In the 1990s, a team of archeologists uncovered the lost city of Ubar, which is thought by some to be the Iram spoken of in the Qu’ran. They found camel tracks that converge at the same watering hole which indicated trading routes. The civilization must have been advance enough to produce its own goods and have an economic system to buy others. A large fortress was also uncovered, with parts of it missing that were presumed to have fallen into a sink hole, all of which further supported the theory that Ubar and Iram might be the same place. The demise of this successful city is unknown, which leads some to speculate that Ubar is indeed Iram of the Pillars, and whether by God or nature–was swallowed by the sands.
There are numerous tales throughout different cultures of tunnels and subterranean communities beneath the surface of the Earth.

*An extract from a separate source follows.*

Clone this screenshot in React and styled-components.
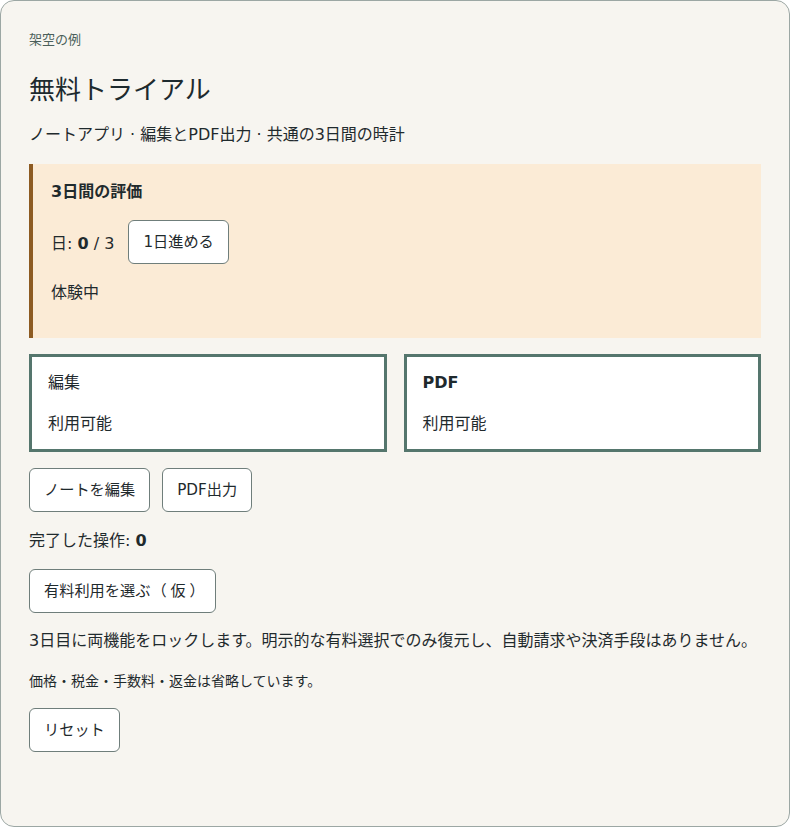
import React from "react";
import styled, { createGlobalStyle } from "styled-components";

const Global = createGlobalStyle`
  html, body { margin: 0; padding: 0; }
  body {
    font-family: "DejaVu Sans", "Noto Sans CJK JP", sans-serif;
    color: #1f2a2d;
    background: #ffffff;
  }
  * { box-sizing: border-box; }
`;

const Card = styled.main`
  min-height: 827px;
  background: #f7f5f0;
  border: 1px solid #9ca7a4;
  border-radius: 14px;
  padding: 29px 28px 28px;
  display: flex;
  flex-direction: column;
`;

const Eyebrow = styled.p`
  margin: 0;
  font-size: 13px;
  line-height: 20px;
  color: #4b5f5a;
`;

const Title = styled.h1`
  margin: 23px 0 0;
  font-size: 26px;
  line-height: 34px;
  font-weight: 400;
  color: #1d2a2e;
`;

const Text = styled.p`
  margin: ${(p) => p.$mt ?? 16}px 0 0;
  font-size: ${(p) => p.$size ?? 16}px;
  line-height: ${(p) => p.$lh ?? 24}px;
  font-weight: ${(p) => (p.$bold ? 700 : 400)};
`;

const Trial = styled.section`
  margin-top: 17px;
  background: #fbebd6;
  border-left: 4px solid #8d5b22;
  padding: 16px 18px 33px;
`;

const Row = styled.div`
  display: flex;
  align-items: center;
  gap: 14px;
  margin-top: 16px;
`;

const Button = styled.button`
  font-family: inherit;
  font-size: 15.2px;
  line-height: 22px;
  color: #1f2a2d;
  background: #ffffff;
  border: 1px solid #6f7e7b;
  border-radius: 6px;
  padding: 10px 14px;
  cursor: pointer;
`;

const Paren = styled.span`
  font-feature-settings: "halt";
  padding: 0 0.25em 0 ${(p) => (p.$open ? "calc(0.25em + 5px)" : "0.25em")};
`;

const Grid = styled.div`
  margin-top: 16px;
  display: grid;
  grid-template-columns: 1fr 1fr;
  gap: 17px;
`;

const Feature = styled.div`
  background: #ffffff;
  border: 3px solid #55766d;
  padding: 14px 16px 13px;
`;

const FeatureName = styled.h3`
  margin: 0;
  font-size: 16px;
  line-height: 24px;
  font-weight: ${(p) => (p.$bold ? 700 : 400)};
`;

const Actions = styled.div`
  display: flex;
  gap: 12px;
  margin-top: 16px;
`;

const Block = styled.div`
  margin-top: 16px;
  display: flex;
`;

export default function App() {
  return (
    <>
      <Global />
      <Card>
        <Eyebrow>架空の例</Eyebrow>
        <Title>無料トライアル</Title>
        <Text>ノートアプリ · 編集とPDF出力 · 共通の3日間の時計</Text>
        <Trial>
          <Text $mt={0} $bold>3日間の評価</Text>
          <Row>
            <span>
              日: <b>0</b> / 3
            </span>
            <Button>1日進める</Button>
          </Row>
          <Text $mt={17}>体験中</Text>
        </Trial>
        <Grid>
          <Feature>
            <FeatureName>編集</FeatureName>
            <Text $mt={17}>利用可能</Text>
          </Feature>
          <Feature>
            <FeatureName $bold>PDF</FeatureName>
            <Text $mt={17}>利用可能</Text>
          </Feature>
        </Grid>
        <Actions>
          <Button>ノートを編集</Button>
          <Button>PDF出力</Button>
        </Actions>
        <Text $mt={17}>
          完了した操作: <b>0</b>
        </Text>
        <Block>
          <Button>
            有料利用を選ぶ<Paren $open>（</Paren>仮<Paren>）</Paren>
          </Button>
        </Block>
        <Text>3日目に両機能をロックします。明示的な有料選択でのみ復元し、自動請求や決済手段はありません。</Text>
        <Text $size={14} $lh={21} $mt={18}>価格・税金・手数料・返金は省略しています。</Text>
        <Block>
          <Button>リセット</Button>
        </Block>
      </Card>
    </>
  );
}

Roman naturalist Pliny the Elder even spoke of those who escaped Atlantis’ demise by fleeing to the Earth’s core.
While this underworld has many names, Agartha (or Agharti) is a place where all four corners of the world are connected by paths and tunnels. Some Agartha believers even argue that another world exists beneath us and serves to counterbalance our energy. While we live in a state of heightened emotions, violence, and over-the-top ideology, this world crawling under the ground is, simply put, flipside. But in some religions, Agartha is believed to be a land crawling with demons and monsters.
People who believe in Agartha's existence are often called "Hollow-Earthers" for their belief that the Earth's elusive inner core is actually a thriving civilization and not a solid iron ball like scientists believe. They believe that there is a secret entrance into Agartha that is hidden in the Gobi Desert. It is said that Agarthans themselves built this entrance with such advanced technology that surface humans would not be able to detect it.
Inside Agartha are several cities, the capital city being Shambala. There is a smoky "central sun" in the middle that provides light and life to Agarthans. French occultist Alexandre Saint-Yves d’Alveydre claimed that this world’s potential could only be unlocked “when the anarchy of our world is replaced by synarchy” (harmonious rule). It’s a nice thought, particularly in our modern world.